Any way to guarentee writes have made it to global memory?

I have a random question regarding an attempt to try and force some ordering of block execution. I know that global synchronization is not really supported, but for one particular application I am trying to port to the GPU, I want to try this. Here is the basic idea simplified to explain what I want to do.

I want to launch a kernel with 3 blocks (A, B, and C, lets say). These are sufficiently large enough blocks that only one will fit per MP (using cuda occupancy calculator). Lets say A and B each run for 2 seconds, and C runs for approx. 4 seconds. Now the problem is, some of C’s inputs are dependent on B and A’s outputs.

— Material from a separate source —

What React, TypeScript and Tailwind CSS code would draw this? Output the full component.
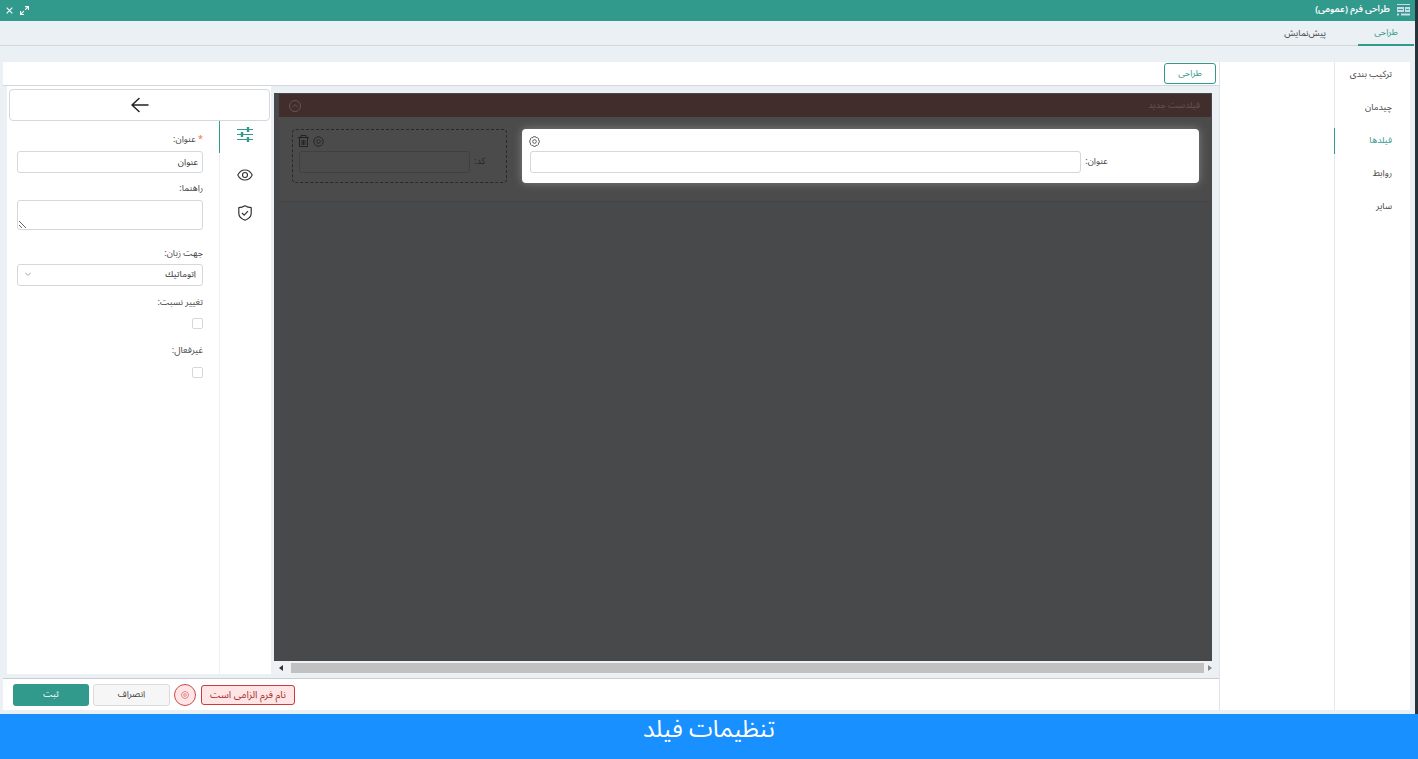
import React from "react";

const sideItems = ["ترکیب بندی", "چیدمان", "فیلدها", "روابط", "سایر"];

const fieldBox =
  "block w-full rounded-[3px] border border-[#d5d7d9] bg-white text-[9px] text-[#333] outline-none";

function Gear({ className }: { className: string }) {
  return (
    <svg viewBox="0 0 24 24" fill="none" stroke="currentColor" strokeWidth="1.800" strokeLinejoin="round" className={className}>
      <path d="M9.500 1.500h5l1 2.300 2.600-.6 3.200 3.400-.9 2.500L22.500 10v4.200l-2.200 1 .8 2.500-3.200 3.200-2.400-.8-1.200 2.400H9.700l-1.200-2.400-2.400.8-3.200-3.200.8-2.500-2.200-1V10l2.100-.9-.9-2.500 3.200-3.400 2.600.6z" />
      <circle cx="12" cy="12" r="4" />
    </svg>
  );
}

function Trash() {
  return (
    <svg viewBox="0 0 11 12" fill="none" stroke="currentColor" className="h-3 w-[11px]">
      <path d="M0 2.500h11M3 2V.5h5V2M1.500 3v8.500h8V3M4 5v5M5.500 5v5M7 5v5" />
    </svg>
  );
}

function FormIcon() {
  return (
    <svg viewBox="0 0 13 12" className="h-3 w-[13px]" fill="none" stroke="#c9dcec">
      <path d="M0 .5h13" strokeWidth="1" />
      <path d="M0 3h7v5H0zM8 3h5v5H8z" fill="#c9dcec" stroke="none" />
      <path d="M1 5.500h5M9 5.500h3" stroke="#5b8fa8" />
      <path d="M0 10.500h2M4 10.500h9" strokeWidth="2" />
    </svg>
  );
}

function Sliders() {
  return (
    <svg viewBox="0 0 16 16" className="size-4" fill="none" stroke="currentColor">
      <path d="M0 2.500h16M0 7.500h16M0 12.500h16" strokeWidth="1" />
      <path d="M11 0v5M5 5v5M11 10v5" strokeWidth="2.400" />
    </svg>
  );
}

function Eye() {
  return (
    <svg viewBox="0 0 16 16" className="size-4" fill="none" stroke="currentColor" strokeWidth="1.100">
      <path d="M.8 8C2.400 4.600 5 3 8 3s5.600 1.600 7.200 5C13.600 11.400 11 13 8 13S2.400 11.400.8 8z" />
      <circle cx="8" cy="8" r="2.500" />
    </svg>
  );
}

function Shield() {
  return (
    <svg viewBox="0 0 16 16" className="size-4" fill="none" stroke="currentColor" strokeWidth="1.200" strokeLinejoin="round">
      <path d="M8 .8c2 1.300 4 1.900 6.200 1.900v5.800c0 3-2.400 5.200-6.200 6.700-3.800-1.500-6.200-3.700-6.200-6.700V2.700C4 2.700 6 2.100 8 .8z" />
      <path d="M5 8l2.200 2.200L11 6.200" />
    </svg>
  );
}

export default function App() {
  return (
    <div
      dir="rtl"
      className="flex h-screen flex-col bg-[#ebf0f4] text-[9px] leading-3 text-[#444] [font-family:'Noto_Sans_Arabic','DejaVu_Sans',sans-serif]"
    >
      <div className="flex min-h-0 flex-1 flex-col border-r-[3px] border-[#26333b]">
        <header className="flex h-[21px] shrink-0 items-center gap-[7px] bg-[#32998d] px-[5px] pb-px text-white">
          <FormIcon />
          <h1 className="text-[9px] font-semibold">طراحی فرم (عمومی)</h1>
          <div className="mr-auto flex items-center gap-[6px]">
            <button aria-label="تمام صفحه">
              <svg viewBox="0 0 16 16" className="size-[9px]" fill="none" stroke="currentColor" strokeWidth="2">
                <path d="M9 1h6v6M15 1L9 7M7 15H1V9M1 15l6-6" />
              </svg>
            </button>
            <button aria-label="بستن">
              <svg viewBox="0 0 16 16" className="size-[9px]" stroke="currentColor" strokeWidth="2">
                <path d="M3 3l10 10M13 3L3 13" />
              </svg>
            </button>
          </div>
        </header>

        <nav className="flex h-[25px] shrink-0 gap-4 border-b border-[#d3d8dc] pr-px">
          <button className="-mb-px w-14 border-b-2 border-[#32998d] pt-px text-[#32998d]">طراحی</button>
          <button className="px-4 pt-px">پیش‌نمایش</button>
        </nav>

        <main className="mt-4 mr-[5px] mb-1 ml-[3px] flex min-h-0 flex-1 bg-white">
          <aside className="flex w-[76px] shrink-0 flex-col gap-[7px] border-l border-[#e6e8ea]">
            {sideItems.map((item) => (
              <button
                key={item}
                className={
                  item === "فیلدها"
                    ? "-ml-px h-[26px] border-l border-[#32998d] pr-[18px] text-right text-[#32998d]"
                    : "h-[26px] pr-[18px] text-right"
                }
              >
                {item}
              </button>
            ))}
          </aside>
          <div className="w-[114px] shrink-0" />

          <section className="flex min-w-0 flex-1 flex-col border-r border-[#dfe3e6]">
            <div className="flex h-6 shrink-0 items-center border-b border-[#d3d8dc] pr-[3px]">
              <button className="h-[21px] w-[52px] rounded-[3px] border border-[#32998d] text-[#32998d]">طراحی</button>
            </div>

            <div className="flex min-h-0 flex-1 bg-[#ebf0f4] pr-[7px] pb-1 pl-1">
              <div className="flex min-w-0 flex-1 flex-col pt-[7px]">
                <div className="flex-1 bg-[#48494a] bg-[repeating-linear-gradient(#48494a_0px,#48494a_7px,#454648_8px)] px-px pt-px pl-[5px]">
                  <div className="border-b border-[#434445] bg-[#4b4b4b]">
                    <div className="flex h-[23px] items-center justify-between bg-[#412e2c] pr-[11px] pl-[10px] text-[#665553]">
                      <span>فیلدست جدید</span>
                      <button aria-label="جمع کردن">
                        <svg viewBox="0 0 24 24" className="size-3" fill="none" stroke="currentColor" strokeWidth="2">
                          <circle cx="12" cy="12" r="11" />
                          <path d="M7 14l5-5 5 5" />
                        </svg>
                      </button>
                    </div>
                    <div className="grid grid-cols-[minmax(0,676fr)_minmax(0,215fr)] gap-[15px] pt-3 pr-3 pb-[18px] pl-[13px]">
                      <div className="flex h-[54px] flex-col rounded-[4px] bg-white px-2 pt-[7px] shadow-[0_0_10px_rgba(255,255,255,0.3)]">
                        <button className="mr-auto -ml-px flex" aria-label="تنظیمات عنوان">
                          <Gear className="size-[11px]" />
                        </button>
                        <div className="mt-1 flex items-center gap-1">
                          <label htmlFor="title-preview" className="w-[16%] text-left">عنوان:</label>
                          <input id="title-preview" className="h-[22px] min-w-0 flex-1 rounded-[3px] border border-[#d5d7d9] bg-white px-2 outline-none" />
                        </div>
                      </div>
                      <div className="flex h-[54px] flex-col rounded-[4px] border border-dashed border-[#292929] px-[6px] pt-[5px] text-[#222]">
                        <div className="mr-auto -ml-px flex items-center gap-1">
                          <button className="flex" aria-label="تنظیمات کد">
                            <Gear className="size-[11px]" />
                          </button>
                          <button className="flex" aria-label="حذف">
                            <Trash />
                          </button>
                        </div>
                        <div className="mt-1 flex items-center gap-1">
                          <label htmlFor="code-preview" className="w-[13%] text-left">کد:</label>
                          <input id="code-preview" className="h-[22px] min-w-0 flex-1 rounded-[3px] border border-[#404040] bg-transparent px-2 outline-none" />
                        </div>
                      </div>
                    </div>
                  </div>
                </div>
                <div dir="ltr" className="flex h-[13px] shrink-0 items-center justify-between gap-2 bg-[#f0f1f2] pl-[5px]">
                  <svg viewBox="0 0 4 6" className="h-[6px] w-1" fill="#333"><path d="M4 0v6L0 3z" /></svg>
                  <div className="h-[10px] flex-1 bg-[#c1c1c1]" />
                  <svg viewBox="0 0 4 6" className="-ml-1 h-[6px] w-1" fill="#888"><path d="M0 0v6l4-3z" /></svg>
                </div>
              </div>

              <div className="mr-[3px] flex w-[264px] shrink-0 flex-col bg-white pt-[3px]">
                <button
                  className="mr-px ml-[2px] flex h-8 shrink-0 items-center justify-center rounded-[4px] border border-[#d5d8db]"
                  aria-label="بازگشت"
                >
                  <svg viewBox="0 0 18 16" className="h-4 w-[18px]" fill="none" stroke="#222" strokeWidth="1.500" strokeLinecap="round" strokeLinejoin="round">
                    <path d="M17 8H1M8 1.500L1 8l7 6.500" />
                  </svg>
                </button>
                <div className="flex min-h-0 flex-1">
                  <div className="flex w-[52px] shrink-0 flex-col border-l border-[#eceeef] text-[#333]">
                    <button className="-ml-px flex h-8 items-center justify-center border-l border-[#32998d] pr-[2px] pb-1 text-[#32998d]" aria-label="تنظیمات">
                      <Sliders />
                    </button>
                    <button className="mt-1 flex h-9 items-center justify-center pr-[2px]" aria-label="نمایش">
                      <Eye />
                    </button>
                    <button className="mt-[2px] flex h-9 items-center justify-center pr-[2px]" aria-label="اعتبارسنجی">
                      <Shield />
                    </button>
                  </div>

                  <form className="min-w-0 flex-1 pt-[13px] pr-4 pl-[10px]">
                    <label htmlFor="title" className="block">
                      <span className="text-[#f36b43]">*</span> عنوان:
                    </label>
                    <input id="title" defaultValue="عنوان" className={`${fieldBox} mt-[5px] h-[22px] px-1`} />
                    <label htmlFor="help" className="mt-[10px] block">راهنما:</label>
                    <textarea id="help" className={`${fieldBox} mt-[5px] h-[30px] resize`} />
                    <label htmlFor="direction" className="mt-[18px] block">جهت زبان:</label>
                    <div className="relative mt-1">
                      <select id="direction" className={`${fieldBox} h-[22px] appearance-none px-[6px]`}>
                        <option>اتوماتیك</option>
                      </select>
                      <svg viewBox="0 0 8 8" className="pointer-events-none absolute top-[7px] left-2 size-[6px]" fill="none" stroke="#888">
                        <path d="M0 2l4 4 4-4" />
                      </svg>
                    </div>
                    <label htmlFor="ratio" className="mt-[11px] block">تغییر نسبت:</label>
                    <input id="ratio" type="checkbox" className="mt-[9px] block size-[11px] appearance-none rounded-[2px] border border-[#d5d7d9]" />
                    <label htmlFor="disabled" className="mt-4 block">غیرفعال:</label>
                    <input id="disabled" type="checkbox" className="mt-[10px] block size-[11px] appearance-none rounded-[2px] border border-[#d5d7d9]" />
                  </form>
                </div>
              </div>
            </div>

            <footer className="flex h-8 shrink-0 items-center justify-end gap-1 border-t border-[#c9cdd0] bg-white pl-[10px]">
              <p role="alert" className="ml-px flex h-5 w-[94px] items-center justify-center rounded-[3px] border border-[#cc3a3a] bg-[#ffe5e5] text-[10px] whitespace-nowrap text-[#a83232]">
                نام فرم الزامی است
              </p>
              <button className="flex size-[22px] items-center justify-center rounded-full border border-[#cc4a4a] bg-[#ffe5e5] text-[#d95555]" aria-label="خطاها">
                <Gear className="size-2" />
              </button>
              <button className="h-[22px] w-[77px] rounded-[3px] border border-[#dcdcdc] bg-[#f6f6f6]">انصراف</button>
              <button className="h-[22px] w-[76px] rounded-[3px] bg-[#32998d] text-white">ثبت</button>
            </footer>
          </section>
        </main>
      </div>
      <div className="flex h-[45px] shrink-0 justify-center bg-[#1890ff] text-2xl leading-8 text-white">
        <h2>تنظیمات فیلد</h2>
      </div>
    </div>
  );
}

My idea was as follows-> launch all A, B, C at the same time. C can do 2 seconds of work until it needs A&B’s outputs. Here it spin-waits on a global memory variable. A and B write their results to global memory space. After they are done, they each atomically increment aforementioned global variable. When C sees both have written to the global memory space, it can use the results and finish up. Ideally this would take 4 seconds + a bit of overhead, as opposed to 2s+4s + 1 extra kernel launch if I do a 2-kernel launch approach.

However, Is there any way to guarantee that all of A&B’s outputs have gone to memory BEFORE the atomic variable update? Can I assume all global writes happen in order of my program WITHIN a block?

Sounds like it might be a job for __threadfence(). There is an example of it in the SDK with a context of reduction for a similar usage pattern.